%%
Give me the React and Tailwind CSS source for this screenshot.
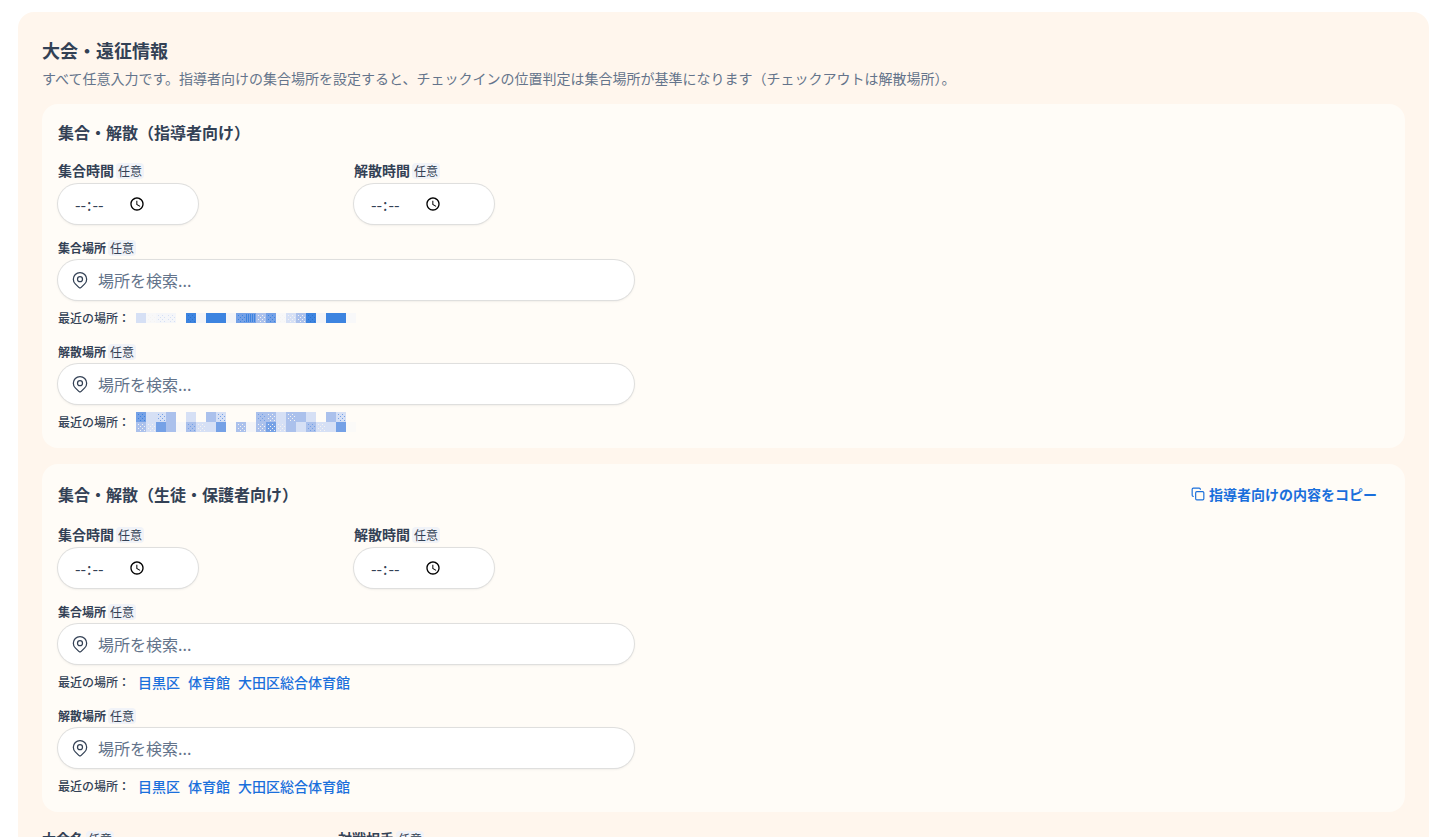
import React from 'react'
import { Copy } from 'lucide-react'
import { TbMapPin } from 'react-icons/tb'

const recentPlaces = ['目黒区', '体育館', '大田区総合体育館'];

// Each cell is [column, row, fill, speckle]
const hiddenPlacesSmall = [
  [0, 0, '#d6e0f5'], [1, 0, '#f8f8f9', 'light'], [2, 0, '#f5f6f9', 'pale'], [3, 0, '#f5f6f9', 'pale'],
  [5, 0, '#3d84e0', 'deep'], [6, 0, '#f3f4f8'], [7, 0, '#3d84e0'], [8, 0, '#3d84e0'], [9, 0, '#f3f4f8'],
  [10, 0, '#75a1e6', 'strong'], [11, 0, '#75a1e6', 'bars'], [12, 0, '#abc1ec', 'light'], [13, 0, '#75a1e6', 'strong'],
  [14, 0, '#f8f8f9', 'light'], [15, 0, '#d6e0f5', 'light'], [16, 0, '#abc1ec', 'light'], [17, 0, '#3d84e0', 'deep'],
  [18, 0, '#f3f4f8'], [19, 0, '#3d84e0'], [20, 0, '#3d84e0'], [21, 0, '#f8f8f9'],
];

const hiddenPlacesTall = [
  [0, 0, '#75a1e6', 'strong'], [1, 0, '#d6e0f5'], [2, 0, '#d6e0f5', 'mid'], [3, 0, '#abc1ec'],
  [5, 0, '#d6e0f5'], [7, 0, '#abc1ec'], [8, 0, '#d6e0f5', 'mid'],
  [12, 0, '#abc1ec', 'mid'], [13, 0, '#abc1ec', 'light'], [14, 0, '#d6e0f5'], [15, 0, '#abc1ec', 'light'],
  [16, 0, '#abc1ec'], [17, 0, '#d6e0f5'], [19, 0, '#abc1ec'], [20, 0, '#d6e0f5', 'mid'],
  [0, 1, '#abc1ec', 'light'], [1, 1, '#d6e0f5', 'light'], [2, 1, '#75a1e6', 'mid'], [3, 1, '#abc1ec'],
  [4, 1, '#f8f8f9'], [5, 1, '#abc1ec', 'mid'], [6, 1, '#d6e0f5', 'light'], [7, 1, '#d6e0f5'], [8, 1, '#75a1e6'],
  [9, 1, '#fbfaf8'], [10, 1, '#abc1ec', 'light'], [11, 1, '#f3f4f8'],
  [12, 1, '#abc1ec', 'light'], [13, 1, '#75a1e6', 'light'], [14, 1, '#d6e0f5', 'light'], [15, 1, '#abc1ec'],
  [16, 1, '#d6e0f5'], [17, 1, '#abc1ec', 'mid'], [18, 1, '#d6e0f5', 'light'], [19, 1, '#d6e0f5'], [20, 1, '#75a1e6'],
  [21, 1, '#fbfaf8'],
];

const speckles = { light: '#f5f3f2', pale: '#d6e0f5', mid: '#75a1e6', strong: '#3d84e0', deep: '#2f72cc' };

function Mosaic({ id, cells, rows }) {
  return (
    <svg width="220" height={rows * 10} viewBox={`0 0 220 ${rows * 10}`} shapeRendering="crispEdges" role="img" aria-label="非表示の場所">
      <defs>
        {Object.entries(speckles).map(([name, color]) => (
          <pattern key={name} id={`${id}-${name}`} width="10" height="10" patternUnits="userSpaceOnUse">
            <path d="M2 2h1v1H2zM6 2h1v1H6zM4 4h1v1H4zM8 4h1v1H8zM2 6h1v1H2zM6 6h1v1H6zM4 8h1v1H4zM8 8h1v1H8z" fill={color} />
          </pattern>
        ))}
        <pattern id={`${id}-bars`} width="2" height="10" patternUnits="userSpaceOnUse">
          <path d="M0 1h1v8H0z" fill="#3d84e0" />
        </pattern>
      </defs>
      {cells.map(([col, row, fill, speckle]) => (
        <g key={`${col}-${row}`}>
          <rect x={col * 10} y={row * 10} width="10" height="10" fill={fill} />
          {speckle && <rect x={col * 10} y={row * 10} width="10" height="10" fill={`url(#${id}-${speckle})`} />}
        </g>
      ))}
    </svg>
  )
}

function Badge() {
  return <span className="rounded bg-[#f1f3f8] px-0.5 text-xs font-normal leading-4">任意</span>
}

function Label({ htmlFor, children }) {
  return (
    <label htmlFor={htmlFor} className="mb-1 flex h-5 items-baseline gap-0.5 text-sm font-bold">
      {children}
      <Badge />
    </label>
  )
}

function SmallLabel({ htmlFor, children }) {
  return (
    <label htmlFor={htmlFor} className="flex h-6 items-center gap-0.5 text-xs font-bold">
      {children}
      <Badge />
    </label>
  )
}

function TimeField({ id, label }) {
  return (
    <div>
      <Label htmlFor={id}>{label}</Label>
      <input
        id={id}
        type="time"
        className="block h-10 w-[140px] rounded-full bg-white px-4 text-base shadow-sm ring-1 ring-[#dfdfde] outline-none [&::-webkit-datetime-edit-ampm-field]:hidden [&::-webkit-calendar-picker-indicator]:ml-0 [&::-webkit-calendar-picker-indicator]:mr-[33px]"
      />
    </div>
  )
}

function PlaceField({ id, label, children }) {
  return (
    <div className="mt-3 max-w-xl">
      <SmallLabel htmlFor={id}>{label}</SmallLabel>
      <div className="flex h-10 items-center gap-2 rounded-full bg-white px-3 shadow-sm ring-1 ring-[#dfdfde]">
        <TbMapPin className="h-5 w-5 shrink-0 stroke-[1.5]" />
        <input id={id} type="text" placeholder="場所を検索..." className="w-full text-base outline-none placeholder:text-[#64748b]" />
      </div>
      <div className="mt-2 flex h-5 items-center">
        <span className="w-[78px] text-xs font-medium">最近の場所：</span>
        {children}
      </div>
    </div>
  )
}

function RecentLinks() {
  return (
    <div className="flex gap-2 pl-0.5 text-sm font-medium text-[#1a6fdc]">
      {recentPlaces.map((place) => (
        <button key={place} type="button">{place}</button>
      ))}
    </div>
  )
}

function MeetingCard({ id, title, action, recentMeet, recentLeave }) {
  return (
    <section className="mt-4 rounded-2xl bg-[#fffcf7] p-4">
      <div className="flex items-center justify-between">
        <h3 className="text-base font-bold">{title}</h3>
        {action}
      </div>
      <div className="mt-4 grid max-w-xl grid-cols-2 gap-4">
        <TimeField id={`${id}-meet-time`} label="集合時間" />
        <TimeField id={`${id}-leave-time`} label="解散時間" />
      </div>
      <PlaceField id={`${id}-meet-place`} label="集合場所">{recentMeet}</PlaceField>
      <PlaceField id={`${id}-leave-place`} label="解散場所">{recentLeave}</PlaceField>
    </section>
  )
}

export default function App() {
  return (
    <div lang="ja" className="h-screen overflow-hidden bg-white font-['Noto_Sans_CJK_JP',sans-serif] text-[#334155]">
      <main className="mt-3 mr-5 ml-[18px] rounded-2xl bg-[#fff6ed] p-6">
        <h2 className="text-lg font-bold">大会・遠征情報</h2>
        <p className="mt-1 text-sm text-[#64748b]">
          すべて任意入力です。指導者向けの集合場所を設定すると、チェックインの位置判定は集合場所が基準になります（チェックアウトは解散場所）。
        </p>

        <MeetingCard
          id="coach"
          title="集合・解散（指導者向け）"
          recentMeet={<Mosaic id="meet" cells={hiddenPlacesSmall} rows={1} />}
          recentLeave={<Mosaic id="leave" cells={hiddenPlacesTall} rows={2} />}
        />
        <MeetingCard
          id="student"
          title="集合・解散（生徒・保護者向け）"
          action={
            <button type="button" className="flex items-center gap-1 px-3 py-1 text-sm font-bold text-[#1a6fdc]">
              <Copy className="h-3.5 w-3.5" />
              指導者向けの内容をコピー
            </button>
          }
          recentMeet={<RecentLinks />}
          recentLeave={<RecentLinks />}
        />

        <div className="mt-4 grid max-w-xl grid-cols-2 gap-4">
          <div>
            <Label htmlFor="event-name">大会名</Label>
            <input id="event-name" type="text" className="block h-10 w-full rounded-full bg-white px-4 shadow-sm ring-1 ring-[#dfdfde] outline-none" />
          </div>
          <div>
            <Label htmlFor="opponent">対戦相手</Label>
            <input id="opponent" type="text" className="block h-10 w-full rounded-full bg-white px-4 shadow-sm ring-1 ring-[#dfdfde] outline-none" />
          </div>
        </div>
      </main>
    </div>
  )
}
%%
> _WHAT THE TASK ASKS_
Copy nothing but the lines from the top of the data down to the line containing "strong: '#3d84e0', deep: '#2f72cc'", and leave the pictures out.

> _FULL SOLUTION_
Give me the React and Tailwind CSS source for this screenshot.
import React from 'react'
import { Copy } from 'lucide-react'
import { TbMapPin } from 'react-icons/tb'

const recentPlaces = ['目黒区', '体育館', '大田区総合体育館'];

// Each cell is [column, row, fill, speckle]
const hiddenPlacesSmall = [
  [0, 0, '#d6e0f5'], [1, 0, '#f8f8f9', 'light'], [2, 0, '#f5f6f9', 'pale'], [3, 0, '#f5f6f9', 'pale'],
  [5, 0, '#3d84e0', 'deep'], [6, 0, '#f3f4f8'], [7, 0, '#3d84e0'], [8, 0, '#3d84e0'], [9, 0, '#f3f4f8'],
  [10, 0, '#75a1e6', 'strong'], [11, 0, '#75a1e6', 'bars'], [12, 0, '#abc1ec', 'light'], [13, 0, '#75a1e6', 'strong'],
  [14, 0, '#f8f8f9', 'light'], [15, 0, '#d6e0f5', 'light'], [16, 0, '#abc1ec', 'light'], [17, 0, '#3d84e0', 'deep'],
  [18, 0, '#f3f4f8'], [19, 0, '#3d84e0'], [20, 0, '#3d84e0'], [21, 0, '#f8f8f9'],
];

const hiddenPlacesTall = [
  [0, 0, '#75a1e6', 'strong'], [1, 0, '#d6e0f5'], [2, 0, '#d6e0f5', 'mid'], [3, 0, '#abc1ec'],
  [5, 0, '#d6e0f5'], [7, 0, '#abc1ec'], [8, 0, '#d6e0f5', 'mid'],
  [12, 0, '#abc1ec', 'mid'], [13, 0, '#abc1ec', 'light'], [14, 0, '#d6e0f5'], [15, 0, '#abc1ec', 'light'],
  [16, 0, '#abc1ec'], [17, 0, '#d6e0f5'], [19, 0, '#abc1ec'], [20, 0, '#d6e0f5', 'mid'],
  [0, 1, '#abc1ec', 'light'], [1, 1, '#d6e0f5', 'light'], [2, 1, '#75a1e6', 'mid'], [3, 1, '#abc1ec'],
  [4, 1, '#f8f8f9'], [5, 1, '#abc1ec', 'mid'], [6, 1, '#d6e0f5', 'light'], [7, 1, '#d6e0f5'], [8, 1, '#75a1e6'],
  [9, 1, '#fbfaf8'], [10, 1, '#abc1ec', 'light'], [11, 1, '#f3f4f8'],
  [12, 1, '#abc1ec', 'light'], [13, 1, '#75a1e6', 'light'], [14, 1, '#d6e0f5', 'light'], [15, 1, '#abc1ec'],
  [16, 1, '#d6e0f5'], [17, 1, '#abc1ec', 'mid'], [18, 1, '#d6e0f5', 'light'], [19, 1, '#d6e0f5'], [20, 1, '#75a1e6'],
  [21, 1, '#fbfaf8'],
];

const speckles = { light: '#f5f3f2', pale: '#d6e0f5', mid: '#75a1e6', strong: '#3d84e0', deep: '#2f72cc' };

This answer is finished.